#### WORK REQUIRED
Please start at the first line of the records beneath and quote each line exactly, ending with the line containing "const SPRING = 'org.springframework.boot:spring-boot';".

>> Start AVAILABLE RECORDS

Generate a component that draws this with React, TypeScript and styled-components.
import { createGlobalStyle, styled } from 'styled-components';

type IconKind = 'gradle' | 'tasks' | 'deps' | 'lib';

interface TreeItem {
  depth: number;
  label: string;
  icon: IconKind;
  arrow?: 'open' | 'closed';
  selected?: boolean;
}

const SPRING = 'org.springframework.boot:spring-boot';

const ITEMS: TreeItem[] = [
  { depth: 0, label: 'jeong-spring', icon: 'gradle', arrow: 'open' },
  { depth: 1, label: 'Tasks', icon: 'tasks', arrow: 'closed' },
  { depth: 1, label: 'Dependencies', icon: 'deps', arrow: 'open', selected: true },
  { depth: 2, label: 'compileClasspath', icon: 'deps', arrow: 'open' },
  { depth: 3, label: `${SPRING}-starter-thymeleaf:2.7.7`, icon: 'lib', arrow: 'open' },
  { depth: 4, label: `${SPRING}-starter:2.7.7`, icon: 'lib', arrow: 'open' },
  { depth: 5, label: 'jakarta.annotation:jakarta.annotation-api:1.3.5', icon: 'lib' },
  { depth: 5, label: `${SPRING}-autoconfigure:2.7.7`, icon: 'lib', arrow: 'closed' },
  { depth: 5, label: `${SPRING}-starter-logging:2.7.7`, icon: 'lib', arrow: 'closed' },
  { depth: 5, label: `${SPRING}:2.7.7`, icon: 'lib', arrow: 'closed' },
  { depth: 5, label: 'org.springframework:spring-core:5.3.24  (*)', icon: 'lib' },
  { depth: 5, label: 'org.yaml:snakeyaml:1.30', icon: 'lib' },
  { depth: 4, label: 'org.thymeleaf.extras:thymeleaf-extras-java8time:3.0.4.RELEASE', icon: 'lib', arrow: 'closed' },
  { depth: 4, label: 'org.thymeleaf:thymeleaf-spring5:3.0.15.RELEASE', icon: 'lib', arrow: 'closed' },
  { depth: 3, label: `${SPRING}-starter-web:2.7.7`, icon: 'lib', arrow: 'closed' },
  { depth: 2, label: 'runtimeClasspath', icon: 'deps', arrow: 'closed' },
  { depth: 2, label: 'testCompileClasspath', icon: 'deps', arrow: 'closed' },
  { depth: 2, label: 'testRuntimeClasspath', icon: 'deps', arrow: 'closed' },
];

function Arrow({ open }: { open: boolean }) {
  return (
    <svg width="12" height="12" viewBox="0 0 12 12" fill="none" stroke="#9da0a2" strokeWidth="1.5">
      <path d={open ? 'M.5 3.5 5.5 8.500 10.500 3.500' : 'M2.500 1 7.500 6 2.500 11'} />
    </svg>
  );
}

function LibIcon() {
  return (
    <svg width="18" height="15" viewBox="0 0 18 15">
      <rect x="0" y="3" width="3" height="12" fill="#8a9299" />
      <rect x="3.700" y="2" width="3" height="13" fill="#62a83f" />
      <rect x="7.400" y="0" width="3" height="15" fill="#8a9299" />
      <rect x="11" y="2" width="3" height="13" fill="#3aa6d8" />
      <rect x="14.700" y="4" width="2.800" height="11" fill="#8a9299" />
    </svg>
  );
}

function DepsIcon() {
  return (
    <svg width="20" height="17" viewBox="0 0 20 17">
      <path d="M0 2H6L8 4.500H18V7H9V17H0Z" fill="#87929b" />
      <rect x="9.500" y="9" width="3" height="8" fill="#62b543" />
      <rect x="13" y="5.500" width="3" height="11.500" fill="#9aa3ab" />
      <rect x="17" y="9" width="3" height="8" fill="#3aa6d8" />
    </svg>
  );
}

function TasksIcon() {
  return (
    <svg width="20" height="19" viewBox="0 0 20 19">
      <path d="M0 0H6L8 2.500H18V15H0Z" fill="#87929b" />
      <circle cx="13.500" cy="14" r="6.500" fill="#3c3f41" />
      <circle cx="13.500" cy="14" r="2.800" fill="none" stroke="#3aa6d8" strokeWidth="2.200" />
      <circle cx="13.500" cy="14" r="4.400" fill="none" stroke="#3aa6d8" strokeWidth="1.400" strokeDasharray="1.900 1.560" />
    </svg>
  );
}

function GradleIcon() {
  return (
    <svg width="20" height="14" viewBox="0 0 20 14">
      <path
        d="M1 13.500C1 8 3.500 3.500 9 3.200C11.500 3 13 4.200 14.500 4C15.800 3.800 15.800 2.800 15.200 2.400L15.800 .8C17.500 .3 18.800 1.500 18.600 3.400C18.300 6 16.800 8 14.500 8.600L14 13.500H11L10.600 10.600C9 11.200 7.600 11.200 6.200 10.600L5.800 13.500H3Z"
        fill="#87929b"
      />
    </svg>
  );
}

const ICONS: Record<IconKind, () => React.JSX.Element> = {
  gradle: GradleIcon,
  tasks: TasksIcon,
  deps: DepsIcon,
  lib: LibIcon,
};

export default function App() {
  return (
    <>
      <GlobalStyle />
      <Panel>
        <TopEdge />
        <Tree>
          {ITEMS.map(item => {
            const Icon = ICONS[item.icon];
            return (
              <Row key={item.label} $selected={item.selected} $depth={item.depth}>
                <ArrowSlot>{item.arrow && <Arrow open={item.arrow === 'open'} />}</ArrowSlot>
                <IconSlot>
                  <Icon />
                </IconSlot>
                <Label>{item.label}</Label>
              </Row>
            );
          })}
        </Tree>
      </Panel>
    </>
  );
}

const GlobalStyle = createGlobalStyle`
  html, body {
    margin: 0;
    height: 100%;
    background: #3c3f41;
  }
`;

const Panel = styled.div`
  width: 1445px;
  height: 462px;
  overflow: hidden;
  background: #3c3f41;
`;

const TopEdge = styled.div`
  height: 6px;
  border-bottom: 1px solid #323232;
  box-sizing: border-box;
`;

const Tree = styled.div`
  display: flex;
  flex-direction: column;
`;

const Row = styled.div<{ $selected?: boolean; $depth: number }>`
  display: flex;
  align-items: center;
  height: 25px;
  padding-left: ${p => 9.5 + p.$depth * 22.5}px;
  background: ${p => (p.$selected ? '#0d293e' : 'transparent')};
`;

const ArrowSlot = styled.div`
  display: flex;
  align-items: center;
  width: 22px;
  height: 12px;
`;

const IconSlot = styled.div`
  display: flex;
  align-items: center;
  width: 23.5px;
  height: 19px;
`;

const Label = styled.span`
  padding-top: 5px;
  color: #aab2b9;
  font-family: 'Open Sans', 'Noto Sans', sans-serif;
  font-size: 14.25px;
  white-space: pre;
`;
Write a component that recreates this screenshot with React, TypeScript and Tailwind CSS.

>> End AVAILABLE RECORDS

#### THE OUTPUT
Generate a component that draws this with React, TypeScript and styled-components.
import { createGlobalStyle, styled } from 'styled-components';

type IconKind = 'gradle' | 'tasks' | 'deps' | 'lib';

interface TreeItem {
  depth: number;
  label: string;
  icon: IconKind;
  arrow?: 'open' | 'closed';
  selected?: boolean;
}

const SPRING = 'org.springframework.boot:spring-boot';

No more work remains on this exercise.